Só gostaria de lembrar aqui que este mesmo Getúlio Vargas nas décadas de trinta e quarenta instaurou uma ditadura violenta, fechando o congresso, censurando a imprensa e matando qualquer um que fosse contra seu governo. Vargas, nos anos quarenta, não só instaurou um regime fascista no Brasil, como flertava com o nazismo alemão e o fascismo italiano. Hitler recebeu mais de um telegrama de Getúlio e a polícia brasileira tinha conexões com a Gestapo, como ficou claro no caso de Olga Benario Prestes, que foi deportada para a Alemanha nazista mesmo sendo judia e estando grávida. A ditadura varguista que ficou conhecida como Estado Novo, foi a mais truculenta que o Brasil já viu, sendo mais severa e desumana do que a ditadura instaurada pelo golpe militar de 1964.
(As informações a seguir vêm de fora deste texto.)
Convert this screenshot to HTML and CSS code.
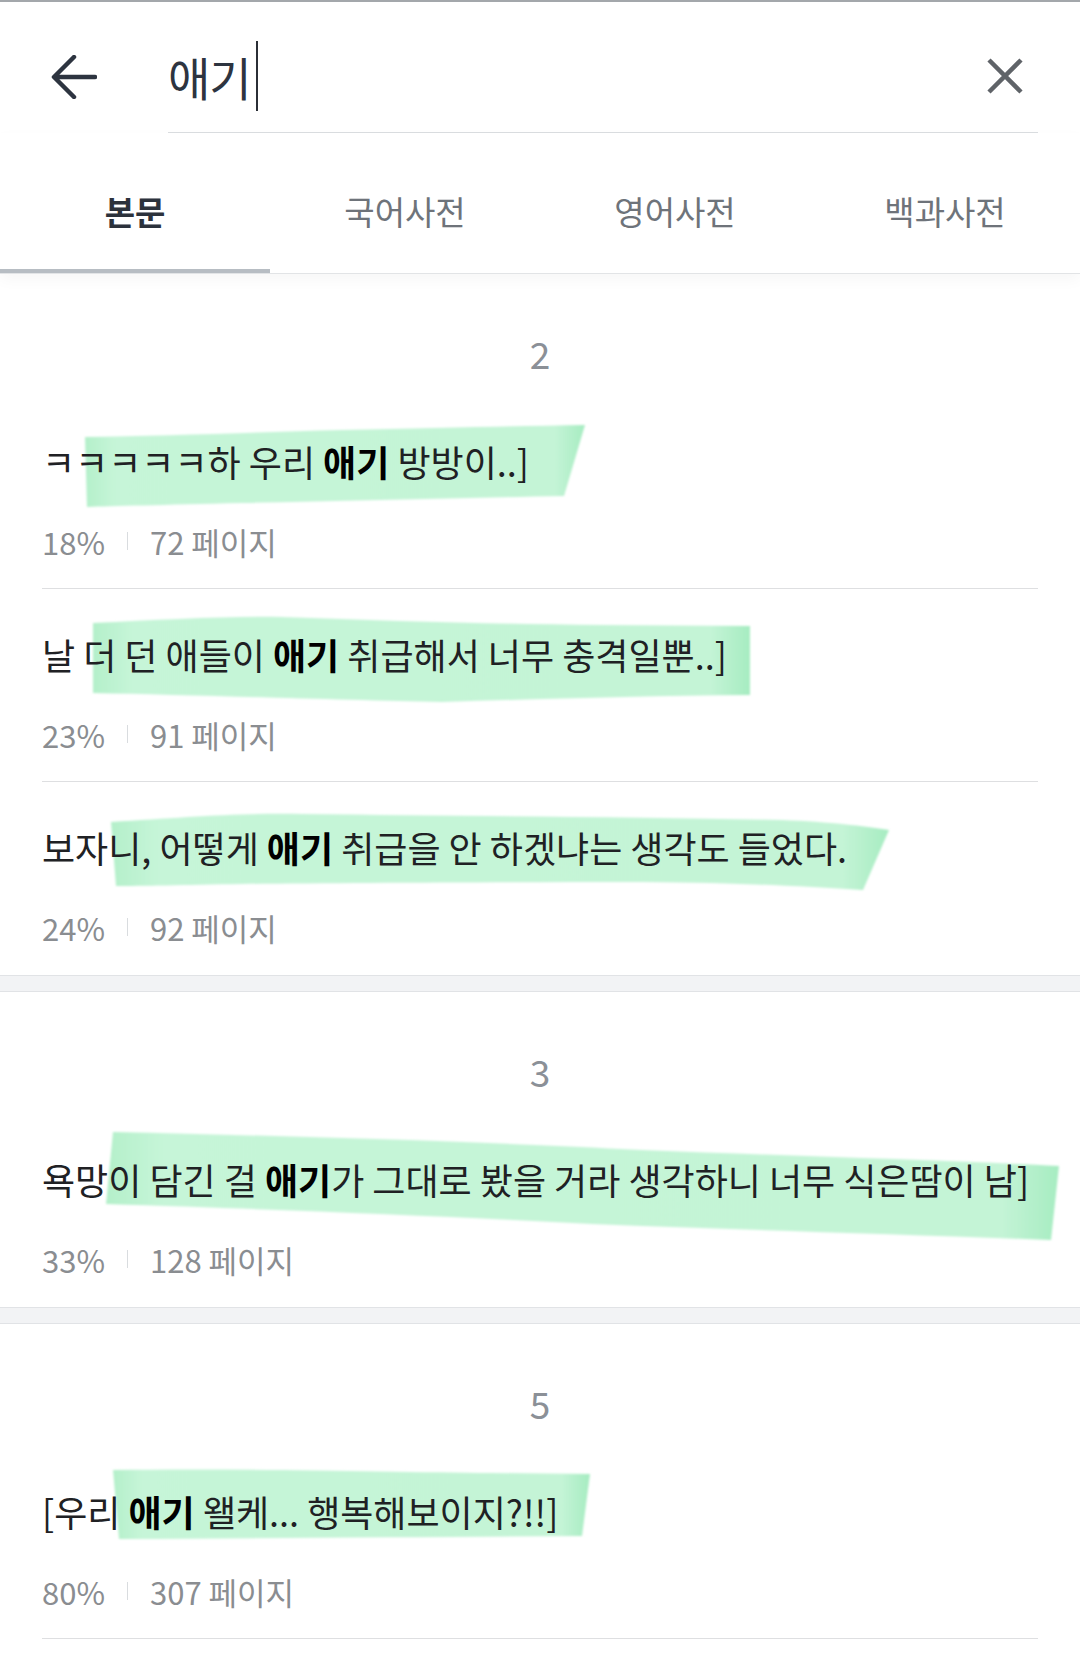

Em suas próprias palavras, Getúlio já havia rasgado duas vezes a constituição brasileira a seu favor antes de voltar ao governo nos anos cinquenta. Claro que Getúlio Vargas teve um lado muito bom para o Brasil, em especial ao regulamentar e dar direitos aos trabalhadores. Vargas foi o mais populista de todos os políticos que já passaram pelo governo brasileiro até hoje. Para o bem e para o mal. Portanto, acredito que este filme vem bem a calhar neste ano de eleições para nós brasileiros. Justamente para que possamos questionar quem são nossos candidatos e saber olhar para o passado destes. Indo além, olhando para o passado do Brasil, podemos ir às urnas tendo feito uma análise cuidadosa da nossa política e com a consciência tranquila.